##### Data lines
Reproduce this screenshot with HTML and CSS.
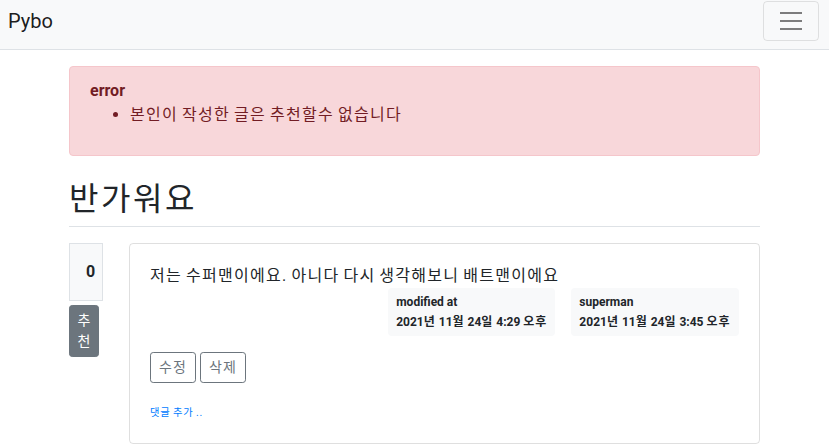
FILE: index.html
```
<!DOCTYPE html>
<html lang="ko">
<head>
<meta charset="utf-8">
<title>Pybo</title>
<link rel="stylesheet" href="styles.css">
</head>
<body>
<nav class="navbar">
  <a class="brand" href="#">Pybo</a>
  <button class="toggler" type="button" aria-label="메뉴">
    <svg class="toggler-icon" width="30" height="30" viewBox="0 0 30 30"><path d="M4 7h22M4 15h22M4 23h22" stroke="rgba(0,0,0,0.5)" stroke-width="2" stroke-linecap="butt" fill="none"/></svg>
  </button>
</nav>
<div class="container">
  <div class="alert">
    <strong>error</strong>
    <ul class="alert-list"><li class="ko">본인이 작성한 글은 추천할수 없습니다</li></ul>
  </div>
  <h2 class="title ko">반가워요</h2>
  <div class="row">
    <div class="vote">
      <div class="vote-count">0</div>
      <a class="vote-btn" href="#">추천</a>
    </div>
    <div class="card">
      <div class="card-body">
        <div class="card-text ko">저는 수퍼맨이에요. 아니다 다시 생각해보니 배트맨이에요</div>
        <div class="meta">
          <div class="badge badge-mod">
            <div class="badge-line">modified at</div>
            <div>2021<span class="ko">년</span> 11<span class="ko">월</span> 24<span class="ko">일</span> 4:29 <span class="ko">오후</span></div>
          </div>
          <div class="badge">
            <div class="badge-line">superman</div>
            <div>2021<span class="ko">년</span> 11<span class="ko">월</span> 24<span class="ko">일</span> 3:45 <span class="ko">오후</span></div>
          </div>
        </div>
        <div class="actions">
          <a class="btn-outline ko" href="#">수정</a>
          <a class="btn-outline ko" href="#">삭제</a>
        </div>
        <div class="comment"><a class="comment-link" href="#"><small class="ko">댓글 추가 ..</small></a></div>
      </div>
    </div>
  </div>
</div>
</body>
</html>
```

FILE: styles.css
```
* { box-sizing: border-box; }
html, body { margin: 0; }
body {
  font-family: Roboto, "Noto Sans CJK KR", sans-serif;
  font-size: 16px;
  line-height: 1.5;
  color: #212529;
  background: #fff;
}
a { text-decoration: none; }

/* Hangul in Noto Sans CJK is 0.92em wide; widen to full width */
.ko {
  letter-spacing: 0.08em;
  word-spacing: -0.08em;
}

.navbar {
  display: flex;
  justify-content: space-between;
  align-items: center;
  height: 50px;
  padding: 1px 10px 8px 8px;
  background: #f8f9fa;
  border-bottom: 1px solid #dee2e6;
}
.brand {
  font-size: 20px;
  line-height: 30px;
  color: rgba(0,0,0,0.9);
}
.toggler {
  display: flex;
  width: 56px;
  height: 40px;
  padding: 4px 12px;
  background: transparent;
  border: 1px solid rgba(0,0,0,0.1);
  border-radius: 4px;
}
.toggler-icon { display: block; }

.container {
  max-width: 720px;
  margin: 0 auto;
  padding: 0 15px 0 14.5px;
}

.alert {
  margin: 16px 0;
  padding: 12px 20px;
  background: #f8d7da;
  border: 1px solid #f5c6cb;
  border-radius: 4px;
  color: #721c24;
}
.alert strong { font-weight: 700; }
.alert-list {
  margin: 0 0 16px;
  padding-left: 40px;
}

.title {
  margin: 16px 0;
  padding: 8px 0;
  font-size: 32px;
  font-weight: 400;
  line-height: 1.2;
  border-bottom: 1px solid #dee2e6;
}

.row {
  display: flex;
  margin: 16px 0;
}
.vote {
  flex: 0 0 60px;
  display: flex;
  flex-direction: column;
  align-items: flex-start;
}
.vote-count {
  width: 34px;
  padding: 16px 0 16px 16px;
  margin-bottom: 4px;
  background: #f8f9fa;
  border: 1px solid #dee2e6;
  font-weight: 700;
  line-height: 24px;
}
.vote-btn {
  width: 30px;
  padding: 4px 7px;
  font-size: 14px;
  line-height: 21px;
  text-align: center;
  color: #fff;
  background: #6c757d;
  border: 1px solid #6c757d;
  border-radius: 3.2px;
}

.card {
  flex: 1;
  border: 1px solid rgba(0,0,0,0.125);
  border-radius: 4px;
}
.card-body { padding: 20px; }
.card-text { line-height: 24px; }

.meta {
  display: flex;
  justify-content: flex-end;
}
.badge {
  padding: 8px;
  font-size: 12px;
  font-weight: 700;
  line-height: 1;
  background: #f8f9fa;
  color: #212529;
  border-radius: 4px;
  white-space: nowrap;
}
.badge-mod { margin: 0 16px; }
.badge-line { margin-bottom: 8px; }

.actions {
  display: flex;
  gap: 4px;
  margin: 16px 0;
}
.btn-outline {
  padding: 4px 8px;
  font-size: 14px;
  line-height: 21px;
  color: #6c757d;
  border: 1px solid #6c757d;
  border-radius: 3.2px;
}
.comment-link {
  font-size: 80%;
  color: #007bff;
}
.comment-link small { font-size: 80%; }
```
##########
» Task goal
Print the full listing exactly, dropping the pictures.

» Full output
Reproduce this screenshot with HTML and CSS.
FILE: index.html
```
<!DOCTYPE html>
<html lang="ko">
<head>
<meta charset="utf-8">
<title>Pybo</title>
<link rel="stylesheet" href="styles.css">
</head>
<body>
<nav class="navbar">
  <a class="brand" href="#">Pybo</a>
  <button class="toggler" type="button" aria-label="메뉴">
    <svg class="toggler-icon" width="30" height="30" viewBox="0 0 30 30"><path d="M4 7h22M4 15h22M4 23h22" stroke="rgba(0,0,0,0.5)" stroke-width="2" stroke-linecap="butt" fill="none"/></svg>
  </button>
</nav>
<div class="container">
  <div class="alert">
    <strong>error</strong>
    <ul class="alert-list"><li class="ko">본인이 작성한 글은 추천할수 없습니다</li></ul>
  </div>
  <h2 class="title ko">반가워요</h2>
  <div class="row">
    <div class="vote">
      <div class="vote-count">0</div>
      <a class="vote-btn" href="#">추천</a>
    </div>
    <div class="card">
      <div class="card-body">
        <div class="card-text ko">저는 수퍼맨이에요. 아니다 다시 생각해보니 배트맨이에요</div>
        <div class="meta">
          <div class="badge badge-mod">
            <div class="badge-line">modified at</div>
            <div>2021<span class="ko">년</span> 11<span class="ko">월</span> 24<span class="ko">일</span> 4:29 <span class="ko">오후</span></div>
          </div>
          <div class="badge">
            <div class="badge-line">superman</div>
            <div>2021<span class="ko">년</span> 11<span class="ko">월</span> 24<span class="ko">일</span> 3:45 <span class="ko">오후</span></div>
          </div>
        </div>
        <div class="actions">
          <a class="btn-outline ko" href="#">수정</a>
          <a class="btn-outline ko" href="#">삭제</a>
        </div>
        <div class="comment"><a class="comment-link" href="#"><small class="ko">댓글 추가 ..</small></a></div>
      </div>
    </div>
  </div>
</div>
</body>
</html>
```

FILE: styles.css
```
* { box-sizing: border-box; }
html, body { margin: 0; }
body {
  font-family: Roboto, "Noto Sans CJK KR", sans-serif;
  font-size: 16px;
  line-height: 1.5;
  color: #212529;
  background: #fff;
}
a { text-decoration: none; }

/* Hangul in Noto Sans CJK is 0.92em wide; widen to full width */
.ko {
  letter-spacing: 0.08em;
  word-spacing: -0.08em;
}

.navbar {
  display: flex;
  justify-content: space-between;
  align-items: center;
  height: 50px;
  padding: 1px 10px 8px 8px;
  background: #f8f9fa;
  border-bottom: 1px solid #dee2e6;
}
.brand {
  font-size: 20px;
  line-height: 30px;
  color: rgba(0,0,0,0.9);
}
.toggler {
  display: flex;
  width: 56px;
  height: 40px;
  padding: 4px 12px;
  background: transparent;
  border: 1px solid rgba(0,0,0,0.1);
  border-radius: 4px;
}
.toggler-icon { display: block; }

.container {
  max-width: 720px;
  margin: 0 auto;
  padding: 0 15px 0 14.5px;
}

.alert {
  margin: 16px 0;
  padding: 12px 20px;
  background: #f8d7da;
  border: 1px solid #f5c6cb;
  border-radius: 4px;
  color: #721c24;
}
.alert strong { font-weight: 700; }
.alert-list {
  margin: 0 0 16px;
  padding-left: 40px;
}

.title {
  margin: 16px 0;
  padding: 8px 0;
  font-size: 32px;
  font-weight: 400;
  line-height: 1.2;
  border-bottom: 1px solid #dee2e6;
}

.row {
  display: flex;
  margin: 16px 0;
}
.vote {
  flex: 0 0 60px;
  display: flex;
  flex-direction: column;
  align-items: flex-start;
}
.vote-count {
  width: 34px;
  padding: 16px 0 16px 16px;
  margin-bottom: 4px;
  background: #f8f9fa;
  border: 1px solid #dee2e6;
  font-weight: 700;
  line-height: 24px;
}
.vote-btn {
  width: 30px;
  padding: 4px 7px;
  font-size: 14px;
  line-height: 21px;
  text-align: center;
  color: #fff;
  background: #6c757d;
  border: 1px solid #6c757d;
  border-radius: 3.2px;
}

.card {
  flex: 1;
  border: 1px solid rgba(0,0,0,0.125);
  border-radius: 4px;
}
.card-body { padding: 20px; }
.card-text { line-height: 24px; }

.meta {
  display: flex;
  justify-content: flex-end;
}
.badge {
  padding: 8px;
  font-size: 12px;
  font-weight: 700;
  line-height: 1;
  background: #f8f9fa;
  color: #212529;
  border-radius: 4px;
  white-space: nowrap;
}
.badge-mod { margin: 0 16px; }
.badge-line { margin-bottom: 8px; }

.actions {
  display: flex;
  gap: 4px;
  margin: 16px 0;
}
.btn-outline {
  padding: 4px 8px;
  font-size: 14px;
  line-height: 21px;
  color: #6c757d;
  border: 1px solid #6c757d;
  border-radius: 3.2px;
}
.comment-link {
  font-size: 80%;
  color: #007bff;
}
.comment-link small { font-size: 80%; }
```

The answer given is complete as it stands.